Hostess itself is another complicated story. The company has recently risen out of the ashes of bankruptcy (the second in the past 12 years) and is still loaded with debt. Net debt to 2016 estimated EBITDA is 4.5 times – hardly the sort of ratio that inspires confidence in a serial bankruptcy.
But Hostess isn’t a total train wreck. Like all confectionery companies, Hostess, maker of the highly popular Twinkies brand, is a relatively defensive business with impressive margins. Before merging with Gores the firm reported 30%-plus EBITDA margins with revenue growth of 11% this year and free cash flow conversion of 85% by the end of 2017. What’s more, it can be argued that Hostess’ prior problems have had little to do with structural market issues but are instead a result of high legacy costs and a cost structure that makes no sense in the modern world. During its first bankruptcy the group did little to bring down costs and rebase the business, which ultimately led to a second bankruptcy several years later. But after exiting the second bankruptcy Hostess had no legacy pension liability (it was paying $100 million per year on a $2 billion underfunded pension), far fewer factories, one-eighth the head count, limited exposure to unions and an exceptional cost structure.
The second bankruptcy not only led to a more streamlined Hostess, but it also showed how valued the brand was among consumers. Hostess was essentially out of the market for over six months beginning in late 2012 through July 2013. Despite that departure, Hostess relaunched to fanfare and great success gaining a 10% share of the snack market almost immediately. Over the next few years the firm’s market share rose to 15%. Market share growth hasn’t come through discounting or sales. In fact Hostess products sell at a premium to the competition of 82% helping the business achieve EBITDA margins and free cash flow conversion above most of its peers.
Management believes there is further room for growth. The firm is planning to increase the number of products per store from 20 to 25 and enter the food service, club, frozen retail and school markets. Cost savings are continuing to flow through with a third automated oven coming online during 2017 –Â part of the company’s $130 million capacity upgrade program.
According to Gores/Hostess’ projections already filed with the SEC, the Hostess business is expected to generate EBITDA of $235 million next year with unlevered free cash flow of $121 million. By 2018, EBITDA is expected to hit $253 million with unlevered free cash flow projected at $138 million. By 2020 EBITDA is projected at $283 million and unlevered free cash flow at $157 million.

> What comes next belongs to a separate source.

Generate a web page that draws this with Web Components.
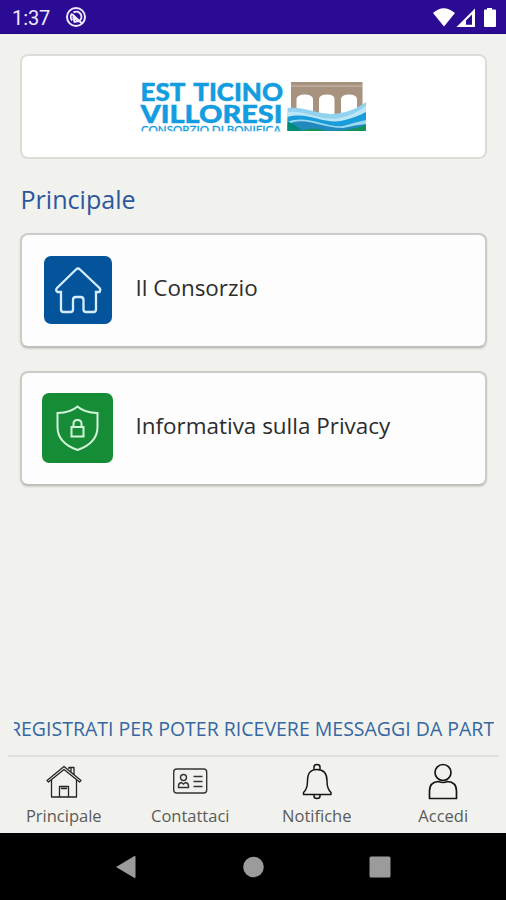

Since returning to the market the stock has gone from around $12 per share to $12.84 at the time of writing with a market capitalization of $1.23 billion and an enterprise value in excess of $2.3 billion. Based on these numbers the group is trading at a 2017 EV/EBITDA ratio of 11 and a 2017 free cash flow yield of around 10% rising to just under 13% by 2020, a highly appealing ratio in the current environment.
Maybe Burry is on to something with this maker of the iconic Twinkies brand.
Disclosure: The author does not own any share mentioned.